It was during the height of the Gulf War. I am a registered nurse who was assigned to the triage desk, where I sorted out which patients needed to be seen urgently. It was about 2:30 a.m. in a normally busy inner-city hospital emergency department here in Washington. I was working by myself.
It was unusually quiet. The waiting room was empty. The security office, which faced the triage desk, was also empty. I didn’t know at the time that hospital security officers were with the local police department in the pediatric section of the emergency department, dealing with a teenage gang-violence victim.
The doors swung open, and a disheveled-looking guy walked up to the triage desk where I was sitting. One look at him and I thought something was not right.
Suddenly he pulled out a switchblade knife with a sharp, pointed blade and started waving it in front of my face. He screamed, “I don’t want to hurt you, honey, I just want you to release all the POWs in Vietnam!”
I was too scared to move. He continued to yell about the POWs in Vietnam and wave the knife around. He had obvious psychiatric problems. I don’t think he knew what planet he was on.
I just happened to see two police officers and our security officers coming down the hallway together.

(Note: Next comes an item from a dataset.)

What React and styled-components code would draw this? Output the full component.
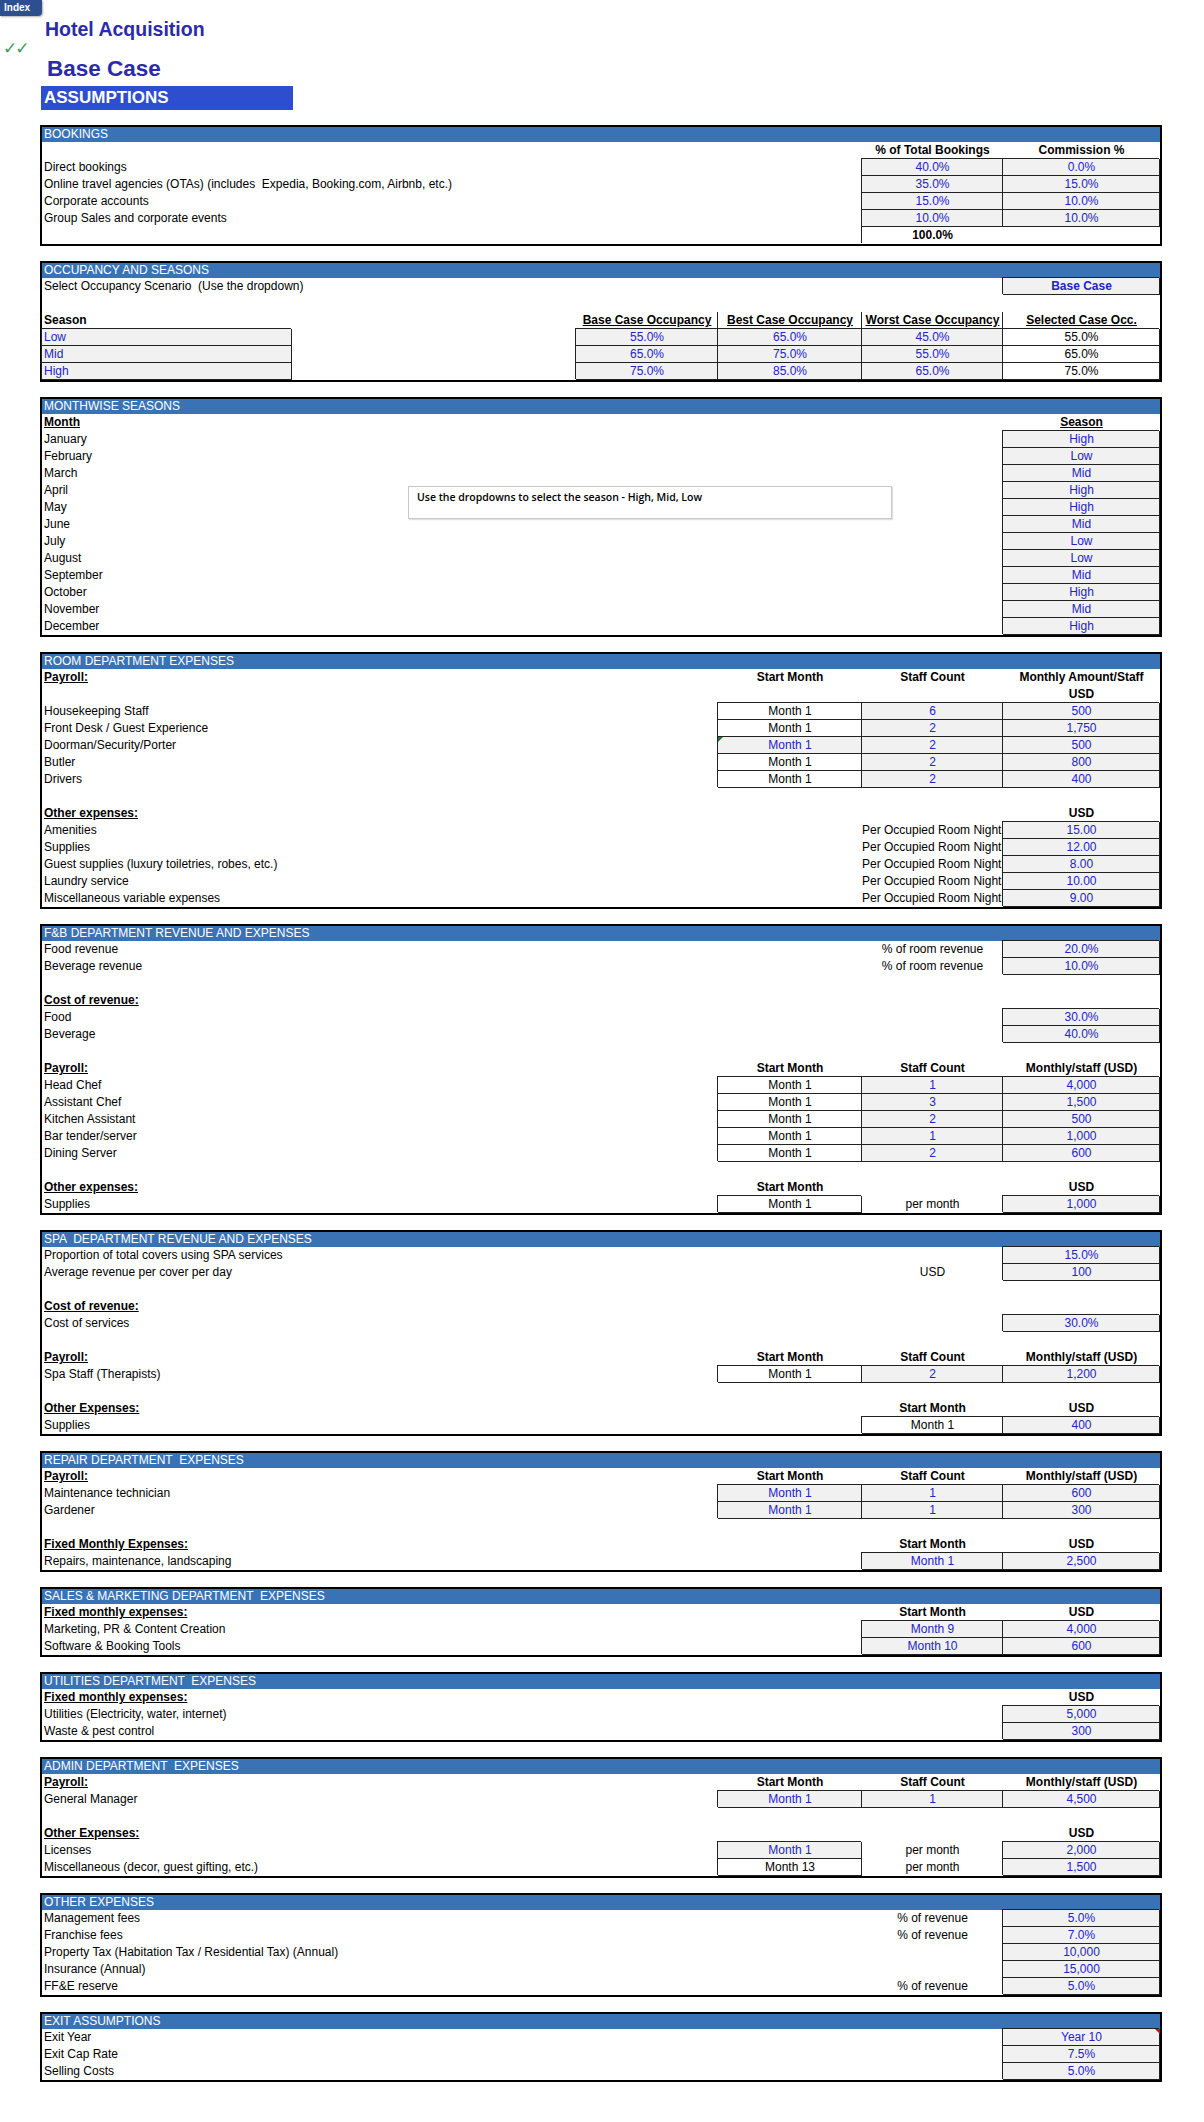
import React from "react";
import styled, { createGlobalStyle, css } from "styled-components";

const Global = createGlobalStyle`
  html, body { margin: 0; padding: 0; background: #fff; }
  body { font-family: "Liberation Sans", Arial, sans-serif; color: #000; }
`;

const Page = styled.div`
  position: relative;
  width: 1204px;
  min-height: 2122px;
  padding-bottom: 40px;
  box-sizing: border-box;
`;

const Badge = styled.div`
  position: absolute;
  top: 0;
  left: 0;
  width: 42px;
  height: 16px;
  background: #2d4f8f;
  border-radius: 0 0 4px 0;
  color: #fff;
  font-weight: bold;
  font-size: 10px;
  line-height: 16px;
  padding-left: 4px;
  box-sizing: border-box;
  box-shadow: 1px 1px 2px rgba(0,0,0,0.3);
`;

const Checks = styled.div`
  position: absolute;
  top: 38px;
  left: 3px;
  font-family: "DejaVu Sans", sans-serif;
  font-size: 17px;
  color: #3f9a5a;
  letter-spacing: -2px;
`;

const Top = styled.div`
  padding: 17px 0 0 45px;
`;

const Title = styled.div`
  font-weight: bold;
  color: #2b2baa;
  font-size: ${p => p.$size}px;
  line-height: ${p => p.$lh}px;
  margin-top: ${p => p.$mt}px;
  padding-left: ${p => p.$pl || 0}px;
`;

const AssumptionBar = styled.div`
  margin: 4px 0 0 -4px;
  width: 252px;
  height: 24px;
  background: #2e4ed0;
  color: #fff;
  font-weight: bold;
  font-size: 17px;
  line-height: 24px;
  padding-left: 3px;
  box-sizing: border-box;
`;

const Panels = styled.div`
  margin: 15px 0 0 40px;
  display: flex;
  flex-direction: column;
  gap: 15px;
  width: 1122px;
`;

const Panel = styled.section`
  position: relative;
  border: 2px solid #000;
`;

const PanelHead = styled.div`
  height: 15px;
  background: #3a73b5;
  color: #fff;
  font-size: 12px;
  line-height: 15px;
  padding-left: 2px;
  white-space: pre;
`;

const Row = styled.div`
  display: grid;
  grid-template-columns: 534px 142px 144px 141px 157px;
  height: 17px;
  font-size: 12px;
  line-height: 17px;
`;

const lineBox = css`
  box-shadow: inset -1px -1px 0 #222, -1px -1px 0 #222;
`;

const Label = styled.div`
  padding-left: 2px;
  white-space: pre;
  overflow: hidden;
  ${p => p.$kind === "s" && css`font-weight: bold; text-decoration: underline;`}
  ${p => p.$kind === "b" && css`font-weight: bold;`}
  ${p => p.$kind === "box" && css`
    width: 250px;
    box-sizing: border-box;
    background: #f1f1f1;
    color: #2323c8;
    ${lineBox}
  `}
`;

const Cell = styled.div`
  position: relative;
  text-align: center;
  white-space: nowrap;
  overflow: ${p => (p.$kind === "clip" ? "hidden" : "visible")};
  ${p => (p.$kind === "in" || p.$kind === "sel") && css`
    background: #f1f1f1;
    color: #2323c8;
    ${lineBox}
  `}
  ${p => p.$kind === "sel" && css`font-weight: bold;`}
  ${p => p.$kind === "out" && lineBox}
  ${p => (p.$kind === "hd" || p.$kind === "hdu" || p.$kind === "hul") && css`font-weight: bold;`}
  ${p => (p.$kind === "hdu" || p.$kind === "hul") && css`text-decoration: underline;`}
  ${p => p.$kind === "hul" && css`box-shadow: -1px 0 0 #222; overflow: hidden;`}
  ${p => p.$kind === "tot" && css`font-weight: bold; box-shadow: -1px -1px 0 #222;`}
  ${p => p.$kind === "clip" && css`text-align: left; padding-left: 0;`}
  ${p => p.$mark === "green" && css`
    &::before {
      content: "";
      position: absolute;
      left: 0; top: 0;
      border-top: 5px solid #1f7a2a;
      border-right: 5px solid transparent;
    }
  `}
  ${p => p.$mark === "red" && css`
    &::after {
      content: "";
      position: absolute;
      right: 0; top: 0;
      border-top: 5px solid #d01010;
      border-left: 5px solid transparent;
    }
  `}
`;

const Note = styled.div`
  position: absolute;
  top: 87px;
  left: 366px;
  width: 484px;
  height: 33px;
  box-sizing: border-box;
  border: 1px solid #c8c8c8;
  box-shadow: 1px 1px 1px #e0e0e0;
  background: #fff;
  font-family: "Open Sans", sans-serif;
  font-weight: 600;
  font-size: 10.5px;
  padding: 3px 0 0 8px;
`;

const I = (t, m) => ["in", t, m];
const O = t => ["out", t];
const H = t => ["hd", t];
const HU = t => ["hdu", t];
const HL = t => ["hul", t];
const T = t => ["tx", t];
const CL = t => ["clip", t];
const blank = ["", "l", null, null, null, null];
const PORN = "Per Occupied Room Night";

const sections = [
  {
    title: "BOOKINGS",
    rows: [
      ["", "l", null, null, H("% of Total Bookings"), H("Commission %")],
      ["Direct bookings", "l", null, null, I("40.0%"), I("0.0%")],
      ["Online travel agencies (OTAs) (includes  Expedia, Booking.com, Airbnb, etc.)", "l", null, null, I("35.0%"), I("15.0%")],
      ["Corporate accounts", "l", null, null, I("15.0%"), I("10.0%")],
      ["Group Sales and corporate events", "l", null, null, I("10.0%"), I("10.0%")],
      ["", "l", null, null, ["tot", "100.0%"], null],
    ],
  },
  {
    title: "OCCUPANCY AND SEASONS",
    rows: [
      ["Select Occupancy Scenario  (Use the dropdown)", "l", null, null, null, ["sel", "Base Case"]],
      blank,
      ["Season", "b", HU("Base Case Occupancy"), HL("Best Case Occupancy"), HL("Worst Case Occupancy"), ["hul", "Selected Case Occ."]],
      ["Low", "box", I("55.0%"), I("65.0%"), I("45.0%"), O("55.0%")],
      ["Mid", "box", I("65.0%"), I("75.0%"), I("55.0%"), O("65.0%")],
      ["High", "box", I("75.0%"), I("85.0%"), I("65.0%"), O("75.0%")],
    ],
  },
  {
    title: "MONTHWISE SEASONS",
    note: "Use the dropdowns to select the season - High, Mid, Low",
    rows: [
      ["Month", "s", null, null, null, HU("Season")],
      ...[
        ["January", "High"], ["February", "Low"], ["March", "Mid"], ["April", "High"],
        ["May", "High"], ["June", "Mid"], ["July", "Low"], ["August", "Low"],
        ["September", "Mid"], ["October", "High"], ["November", "Mid"], ["December", "High"],
      ].map(([m, s]) => [m, "l", null, null, null, I(s)]),
    ],
  },
  {
    title: "ROOM DEPARTMENT EXPENSES",
    rows: [
      ["Payroll:", "s", null, H("Start Month"), H("Staff Count"), H("Monthly Amount/Staff")],
      ["", "l", null, null, null, H("USD")],
      ["Housekeeping Staff", "l", null, O("Month 1"), I("6"), I("500")],
      ["Front Desk / Guest Experience", "l", null, O("Month 1"), I("2"), I("1,750")],
      ["Doorman/Security/Porter", "l", null, I("Month 1", "green"), I("2"), I("500")],
      ["Butler", "l", null, O("Month 1"), I("2"), I("800")],
      ["Drivers", "l", null, O("Month 1"), I("2"), I("400")],
      blank,
      ["Other expenses:", "s", null, null, null, H("USD")],
      ["Amenities", "l", null, null, CL(PORN), I("15.00")],
      ["Supplies", "l", null, null, CL(PORN), I("12.00")],
      ["Guest supplies (luxury toiletries, robes, etc.)", "l", null, null, CL(PORN), I("8.00")],
      ["Laundry service", "l", null, null, CL(PORN), I("10.00")],
      ["Miscellaneous variable expenses", "l", null, null, CL(PORN), I("9.00")],
    ],
  },
  {
    title: "F&B DEPARTMENT REVENUE AND EXPENSES",
    rows: [
      ["Food revenue", "l", null, null, T("% of room revenue"), I("20.0%")],
      ["Beverage revenue", "l", null, null, T("% of room revenue"), I("10.0%")],
      blank,
      ["Cost of revenue:", "s", null, null, null, null],
      ["Food", "l", null, null, null, I("30.0%")],
      ["Beverage", "l", null, null, null, I("40.0%")],
      blank,
      ["Payroll:", "s", null, H("Start Month"), H("Staff Count"), H("Monthly/staff (USD)")],
      ["Head Chef", "l", null, O("Month 1"), I("1"), I("4,000")],
      ["Assistant Chef", "l", null, O("Month 1"), I("3"), I("1,500")],
      ["Kitchen Assistant", "l", null, O("Month 1"), I("2"), I("500")],
      ["Bar tender/server", "l", null, O("Month 1"), I("1"), I("1,000")],
      ["Dining Server", "l", null, O("Month 1"), I("2"), I("600")],
      blank,
      ["Other expenses:", "s", null, H("Start Month"), null, H("USD")],
      ["Supplies", "l", null, O("Month 1"), T("per month"), I("1,000")],
    ],
  },
  {
    title: "SPA  DEPARTMENT REVENUE AND EXPENSES",
    rows: [
      ["Proportion of total covers using SPA services", "l", null, null, null, I("15.0%")],
      ["Average revenue per cover per day", "l", null, null, T("USD"), I("100")],
      blank,
      ["Cost of revenue:", "s", null, null, null, null],
      ["Cost of services", "l", null, null, null, I("30.0%")],
      blank,
      ["Payroll:", "s", null, H("Start Month"), H("Staff Count"), H("Monthly/staff (USD)")],
      ["Spa Staff (Therapists)", "l", null, O("Month 1"), I("2"), I("1,200")],
      blank,
      ["Other Expenses:", "s", null, null, H("Start Month"), H("USD")],
      ["Supplies", "l", null, null, O("Month 1"), I("400")],
    ],
  },
  {
    title: "REPAIR DEPARTMENT  EXPENSES",
    rows: [
      ["Payroll:", "s", null, H("Start Month"), H("Staff Count"), H("Monthly/staff (USD)")],
      ["Maintenance technician", "l", null, I("Month 1"), I("1"), I("600")],
      ["Gardener", "l", null, I("Month 1"), I("1"), I("300")],
      blank,
      ["Fixed Monthly Expenses:", "s", null, null, H("Start Month"), H("USD")],
      ["Repairs, maintenance, landscaping", "l", null, null, I("Month 1"), I("2,500")],
    ],
  },
  {
    title: "SALES & MARKETING DEPARTMENT  EXPENSES",
    rows: [
      ["Fixed monthly expenses:", "s", null, null, H("Start Month"), H("USD")],
      ["Marketing, PR & Content Creation", "l", null, null, I("Month 9"), I("4,000")],
      ["Software & Booking Tools", "l", null, null, I("Month 10"), I("600")],
    ],
  },
  {
    title: "UTILITIES DEPARTMENT  EXPENSES",
    rows: [
      ["Fixed monthly expenses:", "s", null, null, null, H("USD")],
      ["Utilities (Electricity, water, internet)", "l", null, null, null, I("5,000")],
      ["Waste & pest control", "l", null, null, null, I("300")],
    ],
  },
  {
    title: "ADMIN DEPARTMENT  EXPENSES",
    rows: [
      ["Payroll:", "s", null, H("Start Month"), H("Staff Count"), H("Monthly/staff (USD)")],
      ["General Manager", "l", null, I("Month 1"), I("1"), I("4,500")],
      blank,
      ["Other Expenses:", "s", null, null, null, H("USD")],
      ["Licenses", "l", null, I("Month 1"), T("per month"), I("2,000")],
      ["Miscellaneous (decor, guest gifting, etc.)", "l", null, O("Month 13"), T("per month"), I("1,500")],
    ],
  },
  {
    title: "OTHER EXPENSES",
    rows: [
      ["Management fees", "l", null, null, T("% of revenue"), I("5.0%")],
      ["Franchise fees", "l", null, null, T("% of revenue"), I("7.0%")],
      ["Property Tax (Habitation Tax / Residential Tax) (Annual)", "l", null, null, null, I("10,000")],
      ["Insurance (Annual)", "l", null, null, null, I("15,000")],
      ["FF&E reserve", "l", null, null, T("% of revenue"), I("5.0%")],
    ],
  },
  {
    title: "EXIT ASSUMPTIONS",
    rows: [
      ["Exit Year", "l", null, null, null, I("Year 10", "red")],
      ["Exit Cap Rate", "l", null, null, null, I("7.5%")],
      ["Selling Costs", "l", null, null, null, I("5.0%")],
    ],
  },
];

function SheetRow({ row }) {
  const [label, kind, ...cells] = row;
  return (
    <Row>
      <Label $kind={kind}>{label}</Label>
      {cells.map((c, i) =>
        c ? (
          <Cell key={i} $kind={c[0]} $mark={c[2]}>{c[1]}</Cell>
        ) : (
          <Cell key={i} />
        )
      )}
    </Row>
  );
}

export default function App() {
  return (
    <Page>
      <Global />
      <Badge>Index</Badge>
      <Checks>✓✓</Checks>
      <Top>
        <Title $size={19.5} $lh={24} $mt={0}>Hotel Acquisition</Title>
        <Title $size={22.5} $lh={26} $mt={15} $pl={2}>Base Case</Title>
        <AssumptionBar>ASSUMPTIONS</AssumptionBar>
      </Top>
      <Panels>
        {sections.map(s => (
          <Panel key={s.title}>
            <PanelHead>{s.title}</PanelHead>
            {s.rows.map((r, i) => (
              <SheetRow key={i} row={r} />
            ))}
            {s.note && <Note>{s.note}</Note>}
          </Panel>
        ))}
      </Panels>
    </Page>
  );
}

I yelled out: “This man has a knife!”
The police were stunned at first, but then one of the officers saw the knife and sprang into action. The officers came running to my rescue and got between me and my would-be attacker. One of the police officers told me to leave. I went into the main emergency department and told the physician in charge what had just happened. I didn’t want anybody to go into the waiting room until the situation was under control.
The physician in charge went to look through a window into the waiting room because he had recently taken care of a patient with similar behavior. It was not the same man.
The next day I told the nurse manager what happened and asked for combat pay. I thought it was worth a try. The nurse manager had been a trauma nurse in Vietnam. But I did not get any extra pay. However, the nurse manager was concerned enough about safety to have panic alarms installed at the triage desk. They were out of sight under the desk.
This was before mass emails and texting. Even today, communicating with everyone working in a large, busy hospital is challenging. A few weeks later, another nurse was working at the triage desk. Her sweater caught on the white panic-alarm button and activated it. She had no idea what the button was for, and the alarm was silent. Imagine her surprise when a group of police officers stormed into the triage area with their guns drawn.
The police took the man with the knife to another hospital that had an inpatient psychiatric department. That psychiatric hospital tried to press our hospital for charges and fines for “patient dumping” but was unsuccessful.
The Federal Emergency Medical Treatment and Labor Act, also known as the Patient Anti-Dumping Law, was passed in 1986 to prevent hospitals from refusing emergency care to low-income individuals. The hospital I was working at maintained that the man never requested care in the emergency department.
He only was there to demand the release of the POWs in Vietnam.